Questions on Titles

I would like to write a letter of thanks for a gift to HRH The Prince of Wales. How should the letter be addressed, and how should the letter be started and ended? 

A letter written directly to HRH The Prince of Wales (as opposed to his private secretary) would begin, 'Sir'. The letter would close: 'I have the honour to remain [comma, new line] Sir [comma, new line], Your Royal Highness's most humble and obedient servant'. The envelope should be addressed to His Royal Highness The Prince of Wales.

When writing about the visit of a royal prince, should we say:?? "HRH Prince Philip was very impressed with .."

If you are referring to HRH The Duke of Edinburgh I think the first time you refer to him you should say 'His Royal Highness The Duke of Edinburgh', but any subsequent reference could be reduced to 'Prince Philip'.

How do I address a Duchess at the start of a letter? 

Dear Duchess (as long as she is not a royal duchess, ie the Duchess of Cornwall, the Duchess of Gloucester or the Duchess of Kent).

If I was to welcome the Duke of Gloucester, how would I welcome him? 

The first time you speak to HRH The Duke of Gloucester you should address him as 'Your Royal Highness'. Subsequently you should address him as 'Sir'.

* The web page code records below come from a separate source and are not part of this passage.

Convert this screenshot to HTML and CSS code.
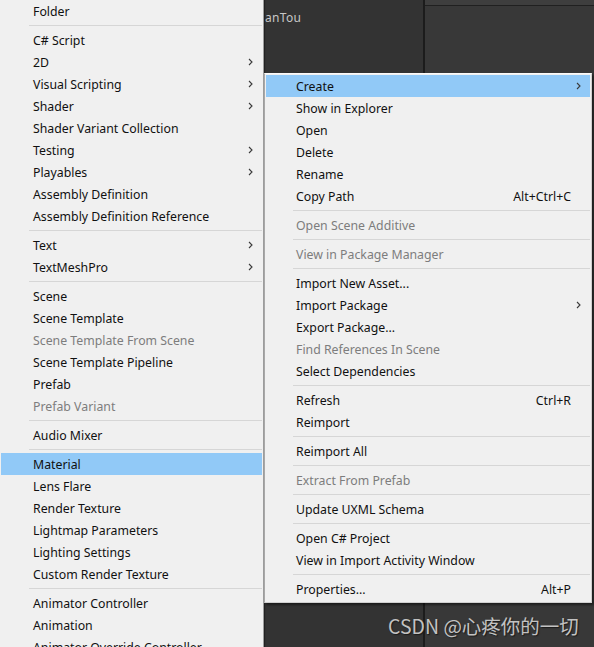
FILE: index.html
```html
<!DOCTYPE html>
<html>
<head>
<meta charset="utf-8">
<link rel="stylesheet" href="styles.css">
</head>
<body>
<div class="screen">
  <div class="panel panel-a"><span class="label">anTou</span></div>
  <div class="panel panel-b"><div class="tabstrip"></div></div>

  <ul class="menu menu-left">
    <li class="item">Folder</li>
    <li class="sep"></li>
    <li class="item">C# Script</li>
    <li class="item">2D<svg class="chev" viewBox="0 0 5 8"><path d="M1 1 L4 4 L1 7"/></svg></li>
    <li class="item">Visual Scripting<svg class="chev" viewBox="0 0 5 8"><path d="M1 1 L4 4 L1 7"/></svg></li>
    <li class="item">Shader<svg class="chev" viewBox="0 0 5 8"><path d="M1 1 L4 4 L1 7"/></svg></li>
    <li class="item">Shader Variant Collection</li>
    <li class="item">Testing<svg class="chev" viewBox="0 0 5 8"><path d="M1 1 L4 4 L1 7"/></svg></li>
    <li class="item">Playables<svg class="chev" viewBox="0 0 5 8"><path d="M1 1 L4 4 L1 7"/></svg></li>
    <li class="item">Assembly Definition</li>
    <li class="item">Assembly Definition Reference</li>
    <li class="sep"></li>
    <li class="item">Text<svg class="chev" viewBox="0 0 5 8"><path d="M1 1 L4 4 L1 7"/></svg></li>
    <li class="item">TextMeshPro<svg class="chev" viewBox="0 0 5 8"><path d="M1 1 L4 4 L1 7"/></svg></li>
    <li class="sep"></li>
    <li class="item">Scene</li>
    <li class="item">Scene Template</li>
    <li class="item off">Scene Template From Scene</li>
    <li class="item">Scene Template Pipeline</li>
    <li class="item">Prefab</li>
    <li class="item off">Prefab Variant</li>
    <li class="sep"></li>
    <li class="item">Audio Mixer</li>
    <li class="sep"></li>
    <li class="item hl">Material</li>
    <li class="item">Lens Flare</li>
    <li class="item">Render Texture</li>
    <li class="item">Lightmap Parameters</li>
    <li class="item">Lighting Settings</li>
    <li class="item">Custom Render Texture</li>
    <li class="sep"></li>
    <li class="item">Animator Controller</li>
    <li class="item">Animation</li>
    <li class="item">Animator Override Controller</li>
  </ul>

  <ul class="menu menu-right">
    <li class="item hl">Create<svg class="chev" viewBox="0 0 5 8"><path d="M1 1 L4 4 L1 7"/></svg></li>
    <li class="item">Show in Explorer</li>
    <li class="item">Open</li>
    <li class="item">Delete</li>
    <li class="item">Rename</li>
    <li class="item">Copy Path<span class="key">Alt+Ctrl+C</span></li>
    <li class="sep"></li>
    <li class="item off">Open Scene Additive</li>
    <li class="sep"></li>
    <li class="item off">View in Package Manager</li>
    <li class="sep"></li>
    <li class="item">Import New Asset...</li>
    <li class="item">Import Package<svg class="chev" viewBox="0 0 5 8"><path d="M1 1 L4 4 L1 7"/></svg></li>
    <li class="item">Export Package...</li>
    <li class="item off">Find References In Scene</li>
    <li class="item">Select Dependencies</li>
    <li class="sep"></li>
    <li class="item">Refresh<span class="key">Ctrl+R</span></li>
    <li class="item">Reimport</li>
    <li class="sep"></li>
    <li class="item">Reimport All</li>
    <li class="sep"></li>
    <li class="item off">Extract From Prefab</li>
    <li class="sep"></li>
    <li class="item">Update UXML Schema</li>
    <li class="sep"></li>
    <li class="item">Open C# Project</li>
    <li class="item">View in Import Activity Window</li>
    <li class="sep"></li>
    <li class="item">Properties...<span class="key">Alt+P</span></li>
  </ul>

  <div class="watermark">CSDN @心疼你的一切</div>
</div>
</body>
</html>
```

FILE: styles.css
```css
* { box-sizing: border-box; }
html, body { margin: 0; padding: 0; }
body {
  width: 594px;
  height: 647px;
  overflow: hidden;
  background: #333333;
  font-family: "Noto Sans", "Noto Sans CJK SC", sans-serif;
}
.screen {
  position: relative;
  width: 594px;
  height: 647px;
  overflow: hidden;
  display: grid;
  grid-template-columns: 425px 1fr;
}
.panel { height: 647px; }
.panel-a {
  background: #333333;
  border-right: 2px solid #1c1c1c;
  padding: 5px 0 0 265px;
}
.label {
  color: #c6c6c6;
  font-size: 12px;
  letter-spacing: 0.3px;
}
.panel-b { background: #383838; }
.tabstrip {
  height: 6px;
  background: #3e3e3e;
  border-bottom: 1px solid #202020;
}

.menu {
  list-style: none;
  margin: 0;
  position: absolute;
  background: #f0f0f0;
  font-size: 12.3px;
  color: #101010;
}
.menu-left {
  left: 0;
  top: 0;
  width: 264px;
  height: 680px;
  padding: 0 1px 0 1px;
  border-right: 1px solid #9c9c9c;
  box-shadow: 1px 0 1px rgba(0,0,0,0.35);
}
.menu-right {
  left: 264px;
  top: 73px;
  width: 328px;
  padding: 1px 1px 2px 1px;
  border: 1px solid #d0d0d0;
  border-left-color: #a8a8a8;
  border-top-color: #fafafa;
  box-shadow: 2px 2px 2px rgba(0,0,0,0.45);
}
.item {
  height: 22px;
  display: flex;
  align-items: center;
  padding: 0 9px 0 32px;
  white-space: nowrap;
}
.menu-right .item { padding-left: 30px; }
.item.off { color: #7d7d7d; }
.item.hl { background: #91c9f7; }
.sep {
  height: 7px;
  padding-top: 3px;
  margin-left: 28px;
}
.menu-right .sep { margin-left: 27px; }
.sep::before {
  content: "";
  display: block;
  height: 1px;
  background: #d6d6d6;
}
.chev {
  width: 5px;
  height: 8px;
  margin-left: auto;
  fill: none;
  stroke: #3a3a3a;
  stroke-width: 1.1;
}
.key {
  margin-left: auto;
  margin-right: 10px;
}

.watermark {
  position: absolute;
  left: 388px;
  top: 611px;
  font-family: "Noto Sans CJK SC", sans-serif;
  font-size: 19.5px;
  color: #c2c2c2;
  text-shadow: 1px 1px 1px #1a1a1a;
  white-space: nowrap;
}
```
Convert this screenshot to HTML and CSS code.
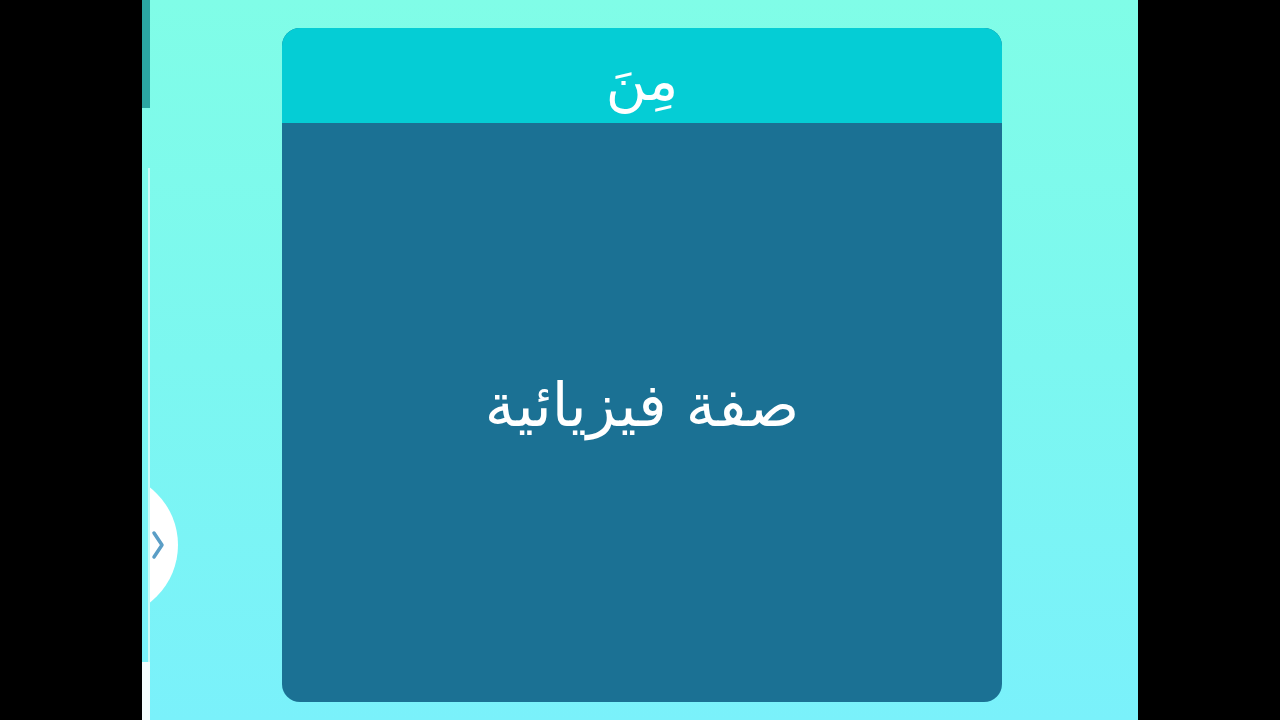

My question is how would you address HRH the Duke of Kent when singing him happy birthday? 

What an original question!  I don't really know what to suggest. How well to you know HRH? Before he inherited the title of Duke of Kent he was known as Prince Edward of Kent, so I suppose you could sing "happy birthday Prince Edward" (as opposed to "happy birthday dear Edward"), which would fit the verse and sound suitably respectful!

I am shortly to meet with Dame Mary Perkins of Specsavers fame. Can you please say how she should be addressed for the first time in a business environment? Thank you for your assistance. 

You should address Dame Mary Perkins as 'Dame Mary'. If you are introducing someone to this lady you would refer to her as 'Dame Mary Perkins'.
See: Addressing a Dame

I need to write a letter to The Hon. The Lord French of Thornhill, how do I address him? 

I'm afraid there seems to be no such title as 'Lord French of Thornhill'. It is certainly not a peerage title. It could be a Scottish Feudal Barony, but it doesn't sound like one. You could check this by contacting www.scotsbarons.org. If there is no trace of him in their records, this would suggest that the title is an invention, and I can only suggest you open your letter 'Dear Sir'.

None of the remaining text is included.